Die abschließende Kurzreise „Know …“ beginnt im Lounge-Bereich von Mr. Anderson. Alles ist relaxed. Eine Stimmung, wie sie im gemütlichen Beisammensein mit guten
Freunden am Ende eines langen Tages stattfinden kann. Das hätte auch gut für die Anderson Pionty Band gepasst. Doch da kommt Nina Simone vorbei und Jon stellt sich
vor das Mikrophon in der alten Bar. Er trägt einen weißen Anzug und singt verliebt seiner Jane zu. Da taucht Roine auf und spielt ein kleines Jazz-Solo. Es öffnen sich alle
Türen und Fenster, der Chor tritt ein und die komplette Band schiebt sich auf die Bühne. Aus allen Ecken erklingen kleine Melodien und Instrumente und vollenden den
Epilog. Welche eine Lebensenergie kann diese Stimme übertragen. Die Instrumente entschwinden letztlich im blauen Horizont zwischen Himmel und Meer.
Musiker:
Jon Anderson - Lead & Backing Vocals, Additional keyboard
Roine Stolt - Electric guitars, 6 &12 str. Acoustic guitars, Dobro, Portuguise guitar, Lap steel, Keyboards, Percussion, Backing vocals
Tom Brislin - Yamaha Grand C 7 Piano, Fender Rhodes Piano, Hammond B 3 organ & synthesizers
Lalle Larsson - Grand Piano & Synthesizer
Jonas Reingold - Bass
Michael Stolt Bass & Taurus pedals
Felix Lehrmann - Drums
Daniel Gildenlöw, Nad Sylvan, Anja Obermayer,
Maria Rerych, Kristina Westas - Backing vocals
Man kann alle vier traditionellen Dinge finden, die eine gute „Hoch-Zeit“ ausmachen. Das sogar mehrfach.

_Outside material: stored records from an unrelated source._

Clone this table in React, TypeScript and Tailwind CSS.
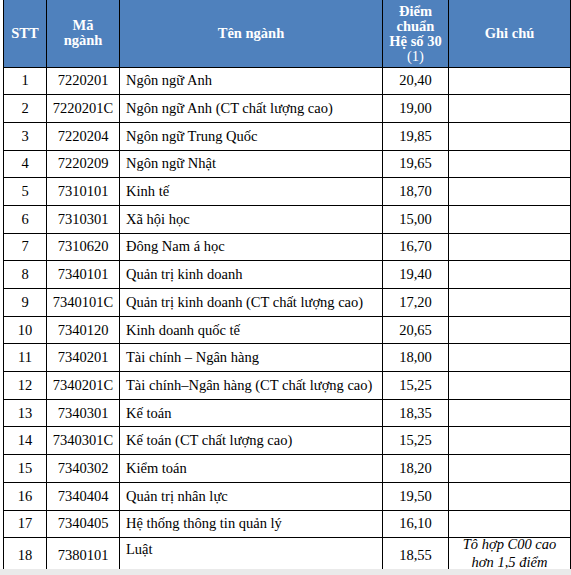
import React from "react";

const rows: [string, string, string, string][] = [
  ["1", "7220201", "Ngôn ngữ Anh", "20,40"],
  ["2", "7220201C", "Ngôn ngữ Anh (CT chất lượng cao)", "19,00"],
  ["3", "7220204", "Ngôn ngữ Trung Quốc", "19,85"],
  ["4", "7220209", "Ngôn ngữ Nhật", "19,65"],
  ["5", "7310101", "Kinh tế", "18,70"],
  ["6", "7310301", "Xã hội học", "15,00"],
  ["7", "7310620", "Đông Nam á học", "16,70"],
  ["8", "7340101", "Quản trị kinh doanh", "19,40"],
  ["9", "7340101C", "Quản trị kinh doanh (CT chất lượng cao)", "17,20"],
  ["10", "7340120", "Kinh doanh quốc tế", "20,65"],
  ["11", "7340201", "Tài chính – Ngân hàng", "18,00"],
  ["12", "7340201C", "Tài chính–Ngân hàng (CT chất lượng cao)", "15,25"],
  ["13", "7340301", "Kế toán", "18,35"],
  ["14", "7340301C", "Kế toán (CT chất lượng cao)", "15,25"],
  ["15", "7340302", "Kiểm toán", "18,20"],
  ["16", "7340404", "Quản trị nhân lực", "19,50"],
  ["17", "7340405", "Hệ thống thông tin quản lý", "16,10"],
];

export default function App() {
  return (
    <div
      className="w-[571px] h-[575px] bg-white flex flex-col overflow-hidden text-black"
      style={{ fontFamily: '"Liberation Serif", "Times New Roman", serif' }}
    >
      <div className="h-[569px] overflow-hidden pl-[3px]">
        <table className="table-fixed border-collapse w-[567px] text-[14.5px] leading-[17px]">
          <colgroup>
            <col className="w-[43px]" />
            <col className="w-[73px]" />
            <col className="w-[263px]" />
            <col className="w-[66px]" />
            <col className="w-[122px]" />
          </colgroup>
          <thead>
            <tr className="h-[67px] bg-[#4f81bd] text-white font-bold leading-[15px]">
              <th className="border border-black border-t-0 text-center align-middle">STT</th>
              <th className="border border-black border-t-0 text-center align-middle">
                Mã
                <br />
                ngành
              </th>
              <th className="border border-black border-t-0 text-center align-middle">Tên ngành</th>
              <th className="border border-black border-t-0 text-center align-middle pt-[2px] leading-[15px]">
                Điểm
                <br />
                chuẩn
                <br />
                Hệ số 30
                <br />
                <span className="font-normal">(1)</span>
              </th>
              <th className="border border-black border-t-0 text-center align-middle">Ghi chú</th>
            </tr>
          </thead>
          <tbody>
            {rows.map((r) => (
              <tr key={r[0]} className="h-[27.7px]">
                <td className="border border-black text-center align-middle">{r[0]}</td>
                <td className="border border-black text-center align-middle">{r[1]}</td>
                <td className="border border-black text-left align-middle pl-[6px] whitespace-nowrap">{r[2]}</td>
                <td className="border border-black text-center align-middle">{r[3]}</td>
                <td className="border border-black"></td>
              </tr>
            ))}
            <tr className="h-[36px]">
              <td className="border border-black text-center align-middle">18</td>
              <td className="border border-black text-center align-middle">7380101</td>
              <td className="border border-black text-left align-top pl-[6px] pt-[3px]">Luật</td>
              <td className="border border-black text-center align-middle">18,55</td>
              <td className="border border-black text-center align-top p-0">
                <div className="italic leading-[18px] -mt-[3px]">
                  Tô hợp C00 cao
                  <br />
                  hơn 1,5 điểm
                </div>
              </td>
            </tr>
          </tbody>
        </table>
      </div>
      <div className="flex-1 bg-[#eaeaea]"></div>
    </div>
  );
}
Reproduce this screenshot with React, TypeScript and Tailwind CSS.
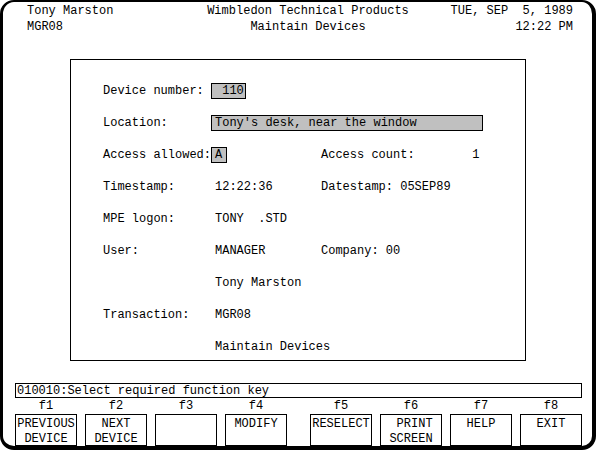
const mono = { fontFamily: '"Liberation Mono", "Courier New", monospace' };

type Row = {
  label: string;
  value?: string;
  box?: string;
  right?: string;
};

const rows: Row[] = [
  { label: "Device number:", value: " 110", box: "w-[35px]" },
  { label: "Location:", value: "Tony's desk, near the window", box: "w-[272px]" },
  { label: "Access allowed:", value: "A", box: "w-[16px]", right: "Access count:        1" },
  { label: "Timestamp:", value: "12:22:36", right: "Datestamp: 05SEP89" },
  { label: "MPE logon:", value: "TONY  .STD" },
  { label: "User:", value: "MANAGER", right: "Company: 00" },
  { label: "", value: "Tony Marston" },
  { label: "Transaction:", value: "MGR08" },
  { label: "", value: "Maintain Devices" },
];

const keys = [
  ["PREVIOUS", "DEVICE"],
  ["NEXT", "DEVICE"],
  ["", ""],
  ["MODIFY", ""],
  ["RESELECT", ""],
  [" PRINT", "SCREEN"],
  ["HELP", ""],
  ["EXIT", ""],
];

const FKey = ({ n, lines }: { n: number; lines: string[] }) => (
  <div className="flex flex-col w-[62px]">
    <div className="h-4 leading-4 text-center">f{n}</div>
    <div className="h-[32px] border border-black flex flex-col items-center pt-[2px]">
      {lines.map((l, i) => (
        <div key={i} className="h-[14px] leading-[14px] mb-[1px] whitespace-pre">
          {l}
        </div>
      ))}
    </div>
  </div>
);

export default function App() {
  return (
    <div className="w-[598px] h-[453px] bg-white text-black text-[12px]" style={mono}>
      <div className="w-[596px] h-[450px] border-l-[3px] border-t-2 border-r-4 border-b-4 border-black rounded-[14px] flex flex-col">
        {/* header */}
        <div className="flex leading-4 h-8 mt-[1px] pl-[24px]">
          <div className="w-[180px]">
            <div>Tony Marston</div>
            <div>MGR08</div>
          </div>
          <div className="w-[202px] text-center">
            <div>Wimbledon Technical Products</div>
            <div>Maintain Devices</div>
          </div>
          <div className="w-[164px] text-right whitespace-pre">
            <div>TUE, SEP  5, 1989</div>
            <div>12:22 PM</div>
          </div>
        </div>

        {/* main panel */}
        <div className="ml-[67px] mt-[24px] w-[456px] h-[302px] border border-black pt-[23px] pl-[32px] flex flex-col gap-4">
          {rows.map((r, i) => (
            <div key={i} className="flex h-4 leading-4 items-center">
              <div className="w-[108px] whitespace-pre">{r.label}</div>
              {r.box ? (
                <div className={`${r.box} h-4 border border-black bg-[#c0c0c0] pl-[3px] leading-[14px] whitespace-pre`}>
                  {r.value}
                </div>
              ) : (
                <div className="w-[110px] pl-[4px] whitespace-pre">{r.value}</div>
              )}
              {r.right && (
                <div className={`whitespace-pre ${r.box ? "ml-[94px]" : ""}`}>{r.right}</div>
              )}
            </div>
          ))}
        </div>

        {/* message line */}
        <div className="ml-[12px] mt-[22px] w-[567px] h-[15px] border border-black pl-[1px] leading-[14px]">
          010010:Select required function key
        </div>

        {/* function keys */}
        <div className="flex ml-[12px]">
          <div className="flex gap-[8px]">
            {keys.slice(0, 4).map((k, i) => (
              <FKey key={i} n={i + 1} lines={k} />
            ))}
          </div>
          <div className="flex gap-[8px] ml-[23px]">
            {keys.slice(4).map((k, i) => (
              <FKey key={i} n={i + 5} lines={k} />
            ))}
          </div>
        </div>
      </div>
    </div>
  );
}
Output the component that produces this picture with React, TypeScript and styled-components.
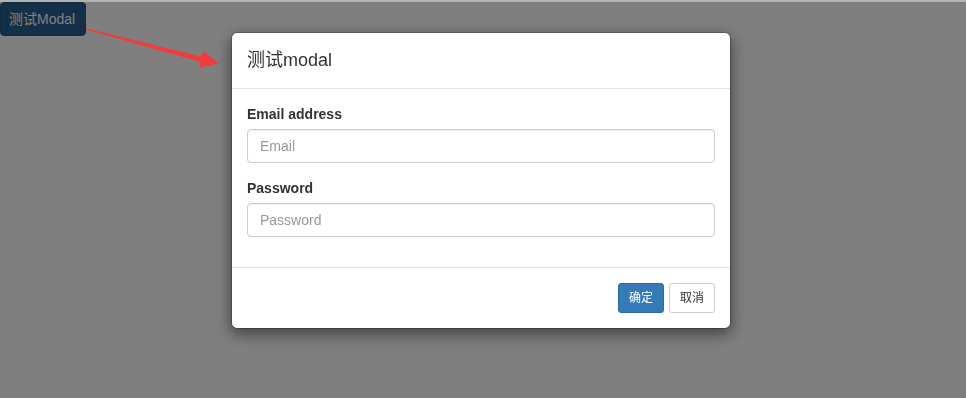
import React from "react";
import styled, { createGlobalStyle } from "styled-components";

const Global = createGlobalStyle`
  html, body { margin: 0; padding: 0; }
  body {
    background: #fff;
    font-family: "Liberation Sans", Arial, "Noto Sans CJK SC", sans-serif;
    font-size: 14px;
    line-height: 1.42857143;
    color: #333;
    border-top: 2px solid #b4b4b4;
  }
  * { box-sizing: border-box; }
`;

const Page = styled.div`
  height: 396px;
`;

const TriggerButton = styled.button`
  display: inline-block;
  font-family: "Liberation Sans", Arial, "Noto Sans CJK SC", sans-serif;
  font-size: 14px;
  line-height: 1.42857143;
  padding: 6px 10px 6px 8px;
  color: #fff;
  background: #285f91;
  border: 1px solid #245682;
  border-radius: 4px;
  cursor: pointer;
`;

const PrimaryButton = styled.button`
  display: inline-block;
  font-family: "Liberation Sans", Arial, "Noto Sans CJK SC", sans-serif;
  font-size: 12px;
  line-height: 1.5;
  padding: 5px 10px;
  color: #fff;
  background: #337ab7;
  border: 1px solid #2e6da4;
  border-radius: 3px;
  cursor: pointer;
`;

const DefaultButton = styled.button`
  display: inline-block;
  font-family: "Liberation Sans", Arial, "Noto Sans CJK SC", sans-serif;
  font-size: 12px;
  line-height: 1.5;
  padding: 5px 10px;
  color: #333;
  background: #fff;
  border: 1px solid #ccc;
  border-radius: 3px;
  cursor: pointer;
`;

const Backdrop = styled.div`
  position: fixed;
  top: 2px;
  left: 0;
  right: 0;
  bottom: 0;
  background: rgba(0, 0, 0, 0.5);
`;

const ModalLayer = styled.div`
  position: fixed;
  top: 0;
  left: 0;
  right: 0;
  bottom: 0;
  display: flex;
  align-items: flex-start;
`;

const Dialog = styled.div`
  margin: 32px 0 0 231px;
  width: 500px;
  background: #fff;
  border: 1px solid rgba(0, 0, 0, 0.2);
  border-radius: 6px;
  box-shadow: 0 5px 15px rgba(0, 0, 0, 0.5);
  background-clip: padding-box;
`;

const Header = styled.div`
  padding: 15px;
  border-bottom: 1px solid #e5e5e5;
`;

const Title = styled.h4`
  margin: 0;
  font-size: 18px;
  font-weight: 400;
  line-height: 25px;
  color: #333;
`;

const Body = styled.div`
  padding: 15px;
`;

const FormGroup = styled.div`
  margin-bottom: 15px;
`;

const Label = styled.label`
  display: block;
  margin-bottom: 5px;
  font-weight: 700;
  font-size: 14px;
  line-height: 20px;
`;

const Input = styled.input`
  display: block;
  width: 100%;
  height: 34px;
  padding: 6px 12px;
  font-family: "Liberation Sans", Arial, sans-serif;
  font-size: 14px;
  line-height: 1.42857143;
  color: #555;
  background: #fff;
  border: 1px solid #ccc;
  border-radius: 4px;
  box-shadow: inset 0 1px 1px rgba(0, 0, 0, 0.075);
  outline: none;
  &::placeholder { color: #999; }
`;

const Footer = styled.div`
  padding: 15px;
  border-top: 1px solid #e5e5e5;
  display: flex;
  justify-content: flex-end;
  gap: 5px;
`;

const ArrowSvg = styled.svg`
  position: fixed;
  top: 0;
  left: 0;
  pointer-events: none;
`;

export default function App() {
  return (
    <>
      <Global />
      <Page>
        <TriggerButton>测试Modal</TriggerButton>
      </Page>
      <Backdrop />
      <ModalLayer>
        <Dialog>
          <Header>
            <Title>测试modal</Title>
          </Header>
          <Body>
            <FormGroup>
              <Label>Email address</Label>
              <Input type="email" placeholder="Email" />
            </FormGroup>
            <FormGroup>
              <Label>Password</Label>
              <Input type="password" placeholder="Password" />
            </FormGroup>
          </Body>
          <Footer>
            <PrimaryButton>确定</PrimaryButton>
            <DefaultButton>取消</DefaultButton>
          </Footer>
        </Dialog>
      </ModalLayer>
      <ArrowSvg width="240" height="80" viewBox="0 0 240 80">
        <polygon
          points="86,28.3 201,56.5 204,51.5 219,63.5 200,67.5 199.5,61.5 86,29.7"
          fill="#f23b3b"
        />
      </ArrowSvg>
    </>
  );
}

Etwas Altes – der gute alte Artrock der 70er
Etwas Neues – ein neues Studio-Album zweier begabter Künstler
Etwas Geborgtes – ein Beatles-Zitat
Etwas Blaues – das Himmels-Blau des anspruchsvollen Covers
In den letzten Jahren wurden beide Musiker kritisiert, teilweise zu Recht. Hier haben Sie bewiesen, dass sie Ausnahmekünstler sind. „Invention of Knowledge“ ist ein
musikalisches Monster und das im positiven Sinn. Es strotzt vor Ideen und wird in 2016 das erfüllen, was viele unter Yes-Music verstehen und das in einer erlesenen
Besetzung.
Wertung: 14 von 15 Punkten
Jon Anderson tritt den Beweis an, dass er noch lange nicht zum musikalischen „alten Eisen“ gehört. Was hier geschaffen wurde, wird in seiner Generation ihresgleichen
suchen müssen. Natürlich ist auch klar, dass Roine Stolt den Mammutanteil beigetragen hat.
Man darf sich auf weitere Outputs freuen, das ARW-Album wirft seine Schatten voraus.
Die visuelle Umsetzung des Albums durch den Künstler Silas Toball ist gelungen. Ich freue mich schon auf das LP-Cover wenn das Vinyl aufgelegt ist. Dann werde ich
die Texte aufmerksam lesen, die feinen Dinge in Detail erkunden, die das Album bietet.